> [Goal of the exercise]
Search the data for the word "components" and copy every line that contains it.

[Web page code records]
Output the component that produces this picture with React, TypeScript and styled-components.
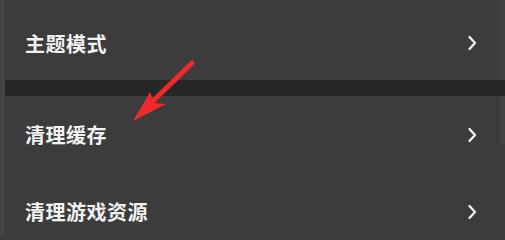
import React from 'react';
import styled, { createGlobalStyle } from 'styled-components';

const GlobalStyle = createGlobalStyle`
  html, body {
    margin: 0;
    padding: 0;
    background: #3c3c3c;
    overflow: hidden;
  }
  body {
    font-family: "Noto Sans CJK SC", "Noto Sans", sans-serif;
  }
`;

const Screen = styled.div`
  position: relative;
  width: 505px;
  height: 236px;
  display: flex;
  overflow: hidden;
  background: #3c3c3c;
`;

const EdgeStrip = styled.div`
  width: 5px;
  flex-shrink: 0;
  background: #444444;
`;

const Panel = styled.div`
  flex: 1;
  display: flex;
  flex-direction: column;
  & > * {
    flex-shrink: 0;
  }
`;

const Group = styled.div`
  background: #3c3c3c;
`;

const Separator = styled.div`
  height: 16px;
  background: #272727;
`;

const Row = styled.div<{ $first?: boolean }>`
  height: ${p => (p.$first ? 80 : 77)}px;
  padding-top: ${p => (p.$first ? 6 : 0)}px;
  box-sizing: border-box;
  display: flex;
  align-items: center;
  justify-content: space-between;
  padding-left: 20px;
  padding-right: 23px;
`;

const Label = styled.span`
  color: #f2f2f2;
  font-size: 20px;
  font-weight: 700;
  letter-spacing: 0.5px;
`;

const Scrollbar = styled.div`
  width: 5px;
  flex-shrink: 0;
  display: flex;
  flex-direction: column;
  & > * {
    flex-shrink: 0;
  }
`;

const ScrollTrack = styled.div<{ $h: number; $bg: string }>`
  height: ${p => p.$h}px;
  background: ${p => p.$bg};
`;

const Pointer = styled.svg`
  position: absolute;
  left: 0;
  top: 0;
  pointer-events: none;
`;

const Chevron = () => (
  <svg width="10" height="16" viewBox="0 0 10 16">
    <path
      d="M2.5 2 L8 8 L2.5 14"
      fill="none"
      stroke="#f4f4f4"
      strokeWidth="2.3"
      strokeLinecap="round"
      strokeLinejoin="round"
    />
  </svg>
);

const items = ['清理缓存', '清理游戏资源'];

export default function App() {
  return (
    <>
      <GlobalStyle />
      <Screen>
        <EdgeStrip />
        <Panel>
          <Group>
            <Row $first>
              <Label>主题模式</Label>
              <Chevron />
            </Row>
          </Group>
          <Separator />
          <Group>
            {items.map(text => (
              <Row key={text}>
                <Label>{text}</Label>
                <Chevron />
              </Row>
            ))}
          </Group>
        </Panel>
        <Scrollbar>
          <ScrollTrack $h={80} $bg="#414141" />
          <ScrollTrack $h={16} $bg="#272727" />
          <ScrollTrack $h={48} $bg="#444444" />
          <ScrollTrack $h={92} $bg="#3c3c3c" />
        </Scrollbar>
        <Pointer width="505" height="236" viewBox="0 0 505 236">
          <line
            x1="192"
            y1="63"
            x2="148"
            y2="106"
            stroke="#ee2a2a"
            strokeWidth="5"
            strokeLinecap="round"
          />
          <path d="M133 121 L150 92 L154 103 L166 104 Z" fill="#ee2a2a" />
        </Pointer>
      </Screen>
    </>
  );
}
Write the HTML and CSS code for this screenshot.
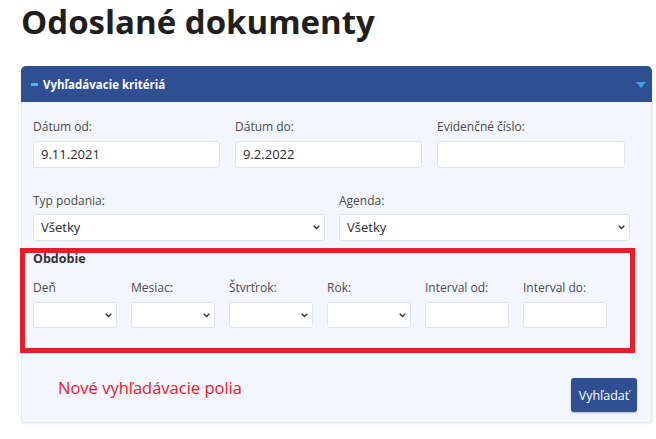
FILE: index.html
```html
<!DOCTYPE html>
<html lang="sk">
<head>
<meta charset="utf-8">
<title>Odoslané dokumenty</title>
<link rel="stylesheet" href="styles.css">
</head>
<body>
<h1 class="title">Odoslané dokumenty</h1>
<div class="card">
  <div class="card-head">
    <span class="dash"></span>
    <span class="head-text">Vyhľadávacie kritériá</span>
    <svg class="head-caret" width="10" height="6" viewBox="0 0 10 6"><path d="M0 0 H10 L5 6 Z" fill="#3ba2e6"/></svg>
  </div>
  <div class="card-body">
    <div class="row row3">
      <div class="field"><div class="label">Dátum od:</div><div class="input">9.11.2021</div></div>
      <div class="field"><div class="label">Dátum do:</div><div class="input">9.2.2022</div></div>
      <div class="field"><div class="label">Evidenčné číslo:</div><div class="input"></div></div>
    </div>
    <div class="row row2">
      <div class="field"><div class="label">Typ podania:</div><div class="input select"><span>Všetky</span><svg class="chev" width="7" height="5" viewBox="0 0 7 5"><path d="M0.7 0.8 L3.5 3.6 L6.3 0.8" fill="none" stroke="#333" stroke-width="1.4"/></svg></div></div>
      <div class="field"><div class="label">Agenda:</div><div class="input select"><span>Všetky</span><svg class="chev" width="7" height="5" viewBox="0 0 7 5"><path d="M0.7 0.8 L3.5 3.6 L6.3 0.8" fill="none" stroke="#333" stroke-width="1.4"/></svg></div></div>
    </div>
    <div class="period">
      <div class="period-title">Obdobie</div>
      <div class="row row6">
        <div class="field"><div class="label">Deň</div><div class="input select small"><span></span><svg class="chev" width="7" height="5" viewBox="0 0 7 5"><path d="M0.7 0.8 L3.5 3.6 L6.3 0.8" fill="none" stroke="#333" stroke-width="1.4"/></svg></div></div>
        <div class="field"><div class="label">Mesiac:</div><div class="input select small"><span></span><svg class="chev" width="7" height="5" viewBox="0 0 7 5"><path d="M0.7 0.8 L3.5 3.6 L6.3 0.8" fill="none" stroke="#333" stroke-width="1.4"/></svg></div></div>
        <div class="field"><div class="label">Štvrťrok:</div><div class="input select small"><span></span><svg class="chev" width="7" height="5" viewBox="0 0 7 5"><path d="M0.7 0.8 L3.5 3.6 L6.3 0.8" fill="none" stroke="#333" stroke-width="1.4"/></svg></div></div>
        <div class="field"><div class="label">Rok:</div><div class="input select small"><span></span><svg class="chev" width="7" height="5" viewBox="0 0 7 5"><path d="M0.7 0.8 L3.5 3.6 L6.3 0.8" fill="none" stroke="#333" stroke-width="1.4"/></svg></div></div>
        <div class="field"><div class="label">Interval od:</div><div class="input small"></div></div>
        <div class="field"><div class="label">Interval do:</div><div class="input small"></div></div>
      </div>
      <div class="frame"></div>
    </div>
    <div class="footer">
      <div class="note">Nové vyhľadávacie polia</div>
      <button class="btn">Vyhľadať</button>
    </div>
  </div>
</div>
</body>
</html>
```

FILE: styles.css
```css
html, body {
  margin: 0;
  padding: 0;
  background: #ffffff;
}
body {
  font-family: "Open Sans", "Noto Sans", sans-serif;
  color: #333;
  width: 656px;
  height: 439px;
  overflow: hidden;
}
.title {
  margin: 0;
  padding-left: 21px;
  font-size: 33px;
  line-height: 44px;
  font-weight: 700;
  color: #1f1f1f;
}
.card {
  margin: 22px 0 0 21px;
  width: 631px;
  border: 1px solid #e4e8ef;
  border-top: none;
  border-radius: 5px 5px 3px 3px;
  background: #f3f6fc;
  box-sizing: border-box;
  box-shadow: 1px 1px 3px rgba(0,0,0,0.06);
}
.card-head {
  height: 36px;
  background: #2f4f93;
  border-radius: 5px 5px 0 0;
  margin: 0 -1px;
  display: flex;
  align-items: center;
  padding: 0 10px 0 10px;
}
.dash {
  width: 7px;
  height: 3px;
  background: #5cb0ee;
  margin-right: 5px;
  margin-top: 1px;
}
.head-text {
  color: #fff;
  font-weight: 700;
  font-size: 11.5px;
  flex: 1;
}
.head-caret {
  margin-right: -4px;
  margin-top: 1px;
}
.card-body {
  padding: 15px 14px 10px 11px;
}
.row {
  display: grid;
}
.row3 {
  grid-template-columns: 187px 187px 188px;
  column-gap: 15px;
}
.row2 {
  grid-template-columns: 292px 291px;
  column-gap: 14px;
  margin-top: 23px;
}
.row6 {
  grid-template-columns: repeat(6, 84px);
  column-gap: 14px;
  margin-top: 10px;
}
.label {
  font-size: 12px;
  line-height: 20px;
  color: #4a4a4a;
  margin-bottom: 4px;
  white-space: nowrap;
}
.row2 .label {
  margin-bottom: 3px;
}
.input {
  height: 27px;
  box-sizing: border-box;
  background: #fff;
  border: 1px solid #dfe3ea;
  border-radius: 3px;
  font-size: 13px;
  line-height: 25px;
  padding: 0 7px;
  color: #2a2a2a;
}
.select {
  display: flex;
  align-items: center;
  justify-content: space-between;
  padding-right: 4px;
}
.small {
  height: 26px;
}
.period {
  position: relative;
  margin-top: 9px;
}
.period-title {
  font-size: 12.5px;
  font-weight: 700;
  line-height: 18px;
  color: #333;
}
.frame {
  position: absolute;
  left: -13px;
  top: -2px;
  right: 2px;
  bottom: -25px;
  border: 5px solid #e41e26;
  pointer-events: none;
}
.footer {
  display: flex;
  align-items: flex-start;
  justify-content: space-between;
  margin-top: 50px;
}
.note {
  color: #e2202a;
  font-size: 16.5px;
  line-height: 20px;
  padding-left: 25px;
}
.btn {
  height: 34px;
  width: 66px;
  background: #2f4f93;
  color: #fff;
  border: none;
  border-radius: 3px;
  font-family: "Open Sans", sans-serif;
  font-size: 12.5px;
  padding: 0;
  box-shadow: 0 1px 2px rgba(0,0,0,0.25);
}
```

> [Answer for the task]
Output the component that produces this picture with React, TypeScript and styled-components.
import styled, { createGlobalStyle } from 'styled-components';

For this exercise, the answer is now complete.